Abstract

As CMOS technology continues to scale, the effects of variation inject a greater proportion of error and uncertainty into the design process. Ultra-deep submicron circuits require accurate modeling of gate delay in order to meet challenging timing constraints. With the lack of statistical data, designers are faced with a arduous task to optimize a circuit which is greatly affected by variability due to the mechanical and chemical manufacturing process. Discrete gate sizing is a complex problem which requires (1) accurate models that take into account random parametric variation and (2) a fair allocation of resources to maximize the solution in the delay-energy space.
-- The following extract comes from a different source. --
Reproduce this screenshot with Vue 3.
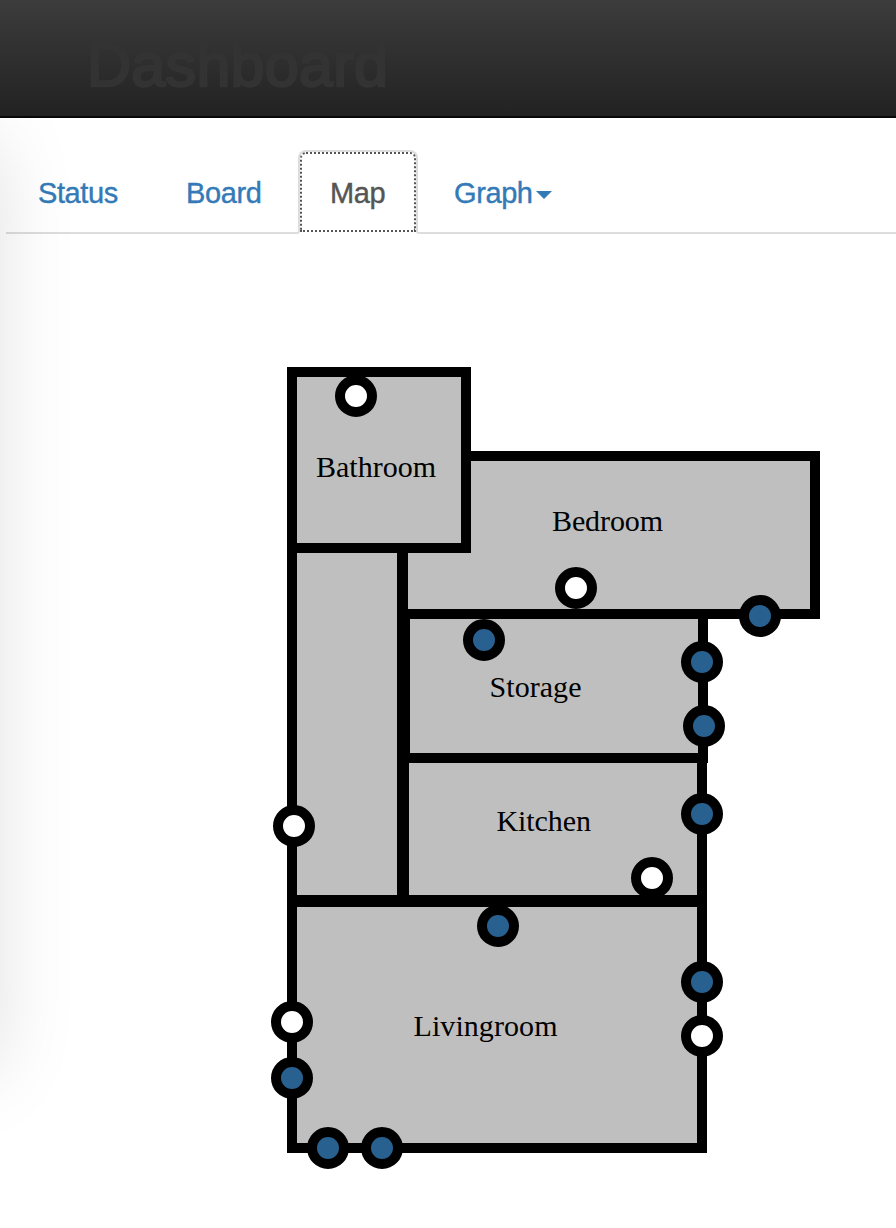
<script setup>
const tabs = [
  { label: 'Status', name: 'status' },
  { label: 'Board', name: 'board' },
  { label: 'Map', name: 'map', active: true },
  { label: 'Graph', name: 'graph', dropdown: true },
]

// Wall centre lines; each wall is 10 units thick.
const rooms = [
  { x: 403, y: 456, w: 412, h: 158 },
  { x: 292, y: 548, w: 110, h: 352 },
  { x: 292, y: 372, w: 174, h: 176 },
  { x: 405, y: 614, w: 298, h: 144 },
  { x: 404, y: 758, w: 298, h: 142 },
  { x: 292, y: 902, w: 410, h: 246 },
]

const labels = [
  { text: 'Bathroom', x: 316, y: 477, w: 120 },
  { text: 'Bedroom', x: 552, y: 531, w: 111 },
  { text: 'Storage', x: 489.5, y: 697, w: 92 },
  { text: 'Kitchen', x: 496.5, y: 831, w: 94.5 },
  { text: 'Livingroom', x: 413.5, y: 1036, w: 144 },
]

const sensors = [
  { x: 356, y: 396 },
  { x: 576, y: 588 },
  { x: 760, y: 616, on: true },
  { x: 484, y: 640, on: true },
  { x: 702, y: 662, on: true },
  { x: 704, y: 726, on: true },
  { x: 702, y: 814, on: true },
  { x: 294, y: 826 },
  { x: 652, y: 878 },
  { x: 498, y: 926, on: true },
  { x: 702, y: 982, on: true },
  { x: 292, y: 1022 },
  { x: 702, y: 1036 },
  { x: 292, y: 1078, on: true },
  { x: 328, y: 1148, on: true },
  { x: 382, y: 1148, on: true },
]
</script>

<template>
  <div class="page">
    <header class="navbar"><h1>Dashboard</h1></header>
    <div class="content">
      <nav class="tabs">
        <a v-for="t in tabs" :key="t.name" class="tab" :class="[t.name, { active: t.active }]">
          {{ t.label }}<span v-if="t.dropdown" class="caret"></span>
        </a>
      </nav>
      <svg class="plan" width="896" height="994" viewBox="0 234 896 994">
        <rect v-for="(r, i) in rooms" :key="'r' + i" class="room" :x="r.x" :y="r.y" :width="r.w" :height="r.h" />
        <circle v-for="(s, i) in sensors" :key="'s' + i" class="sensor" :class="{ on: s.on }" :cx="s.x" :cy="s.y" r="16" />
        <text v-for="l in labels" :key="l.text" :x="l.x" :y="l.y" :textLength="l.w">{{ l.text }}</text>
      </svg>
      <div class="side-shadow"></div>
    </div>
  </div>
</template>

<style>
body {
  background: #fff;
}
</style>

<style scoped>
.page {
  width: 896px;
  height: 1228px;
  overflow: hidden;
  font-family: "Liberation Sans", Arial, sans-serif;
}
.navbar {
  box-sizing: border-box;
  height: 118px;
  padding: 30px 0 0 87px;
  border-bottom: 2px solid #080808;
  background: linear-gradient(#3c3c3c, #222);
}
h1 {
  margin: 0;
  color: #333;
  font-size: 61px;
  font-weight: 400;
  line-height: 70px;
  letter-spacing: 0.3px;
  -webkit-text-stroke: 2.5px #333;
}
.content {
  position: relative;
  height: 1110px;
  overflow: hidden;
}
.side-shadow {
  position: absolute;
  left: -304px;
  top: 24px;
  width: 300px;
  height: 928px;
  box-shadow: 0 0 76px rgba(0, 0, 0, 0.13);
  pointer-events: none;
}
.tabs {
  box-sizing: border-box;
  display: flex;
  gap: 4px;
  height: 116px;
  margin-left: 6px;
  padding-top: 32px;
  border-bottom: 2px solid #ddd;
}
.tab {
  box-sizing: border-box;
  height: 84px;
  padding: 20px 0 20px 30px;
  border: 2px solid transparent;
  border-radius: 8px 8px 0 0;
  color: #337ab7;
  font-size: 29px;
  line-height: 42px;
  letter-spacing: -0.4px;
  white-space: nowrap;
  -webkit-text-stroke: 0.4px currentColor;
}
.status {
  width: 144px;
}
.board {
  width: 140px;
}
.map {
  width: 120px;
}
.graph {
  width: 162px;
}
.active {
  border-color: #ddd;
  border-bottom-color: transparent;
  background: #fff;
  color: #555;
  outline: 2px dotted #555;
  outline-offset: -4px;
}
.caret {
  display: inline-block;
  margin-left: 3px;
  border-top: 8px solid #337ab7;
  border-right: 8px solid transparent;
  border-left: 8px solid transparent;
  vertical-align: middle;
}
.plan {
  display: block;
}
.room {
  fill: #bfbfbf;
  stroke: #000;
  stroke-width: 10;
}
.sensor {
  fill: #fff;
  stroke: #000;
  stroke-width: 10;
}
.sensor.on {
  fill: #286090;
}
.plan text {
  font-family: "Liberation Serif", "Times New Roman", serif;
  font-size: 30px;
}
</style>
The GTFUZZ algorithm is presented which handles both of these tasks. Fuzzy games are used to model the problem of gate sizing as a resource allocation problem. In fuzzy games, delay is considered a fuzzy goal with fuzzy parameters to capture the imprecision of gate delay early in the design phase when empirical data is absent. Dynamic power is normalized as a fuzzy goal without varying coefficients. The fuzzy goals also provide a flexible platform for multimetric optimization. The robust GTFUZZ (Fuzzy Game Theory) algorithm is compared against fuzzy linear programming (FLP) and deterministic worst-case FLP (DWCFLP) algorithms. Benchmark circuits are first synthesized, placed, routed, and optimized for performance using the Synopsys University 32/28nm standard cell library and technology files. Operating at the optimized clock frequency, results show an average power reduction of about 20% versus DWCFLP and 9% against variation-aware gate sizing with FLP. Timing and timing yield are verified by both Synopsys PrimeTime and Monte Carlo simulations of the most critical paths using HSPICE.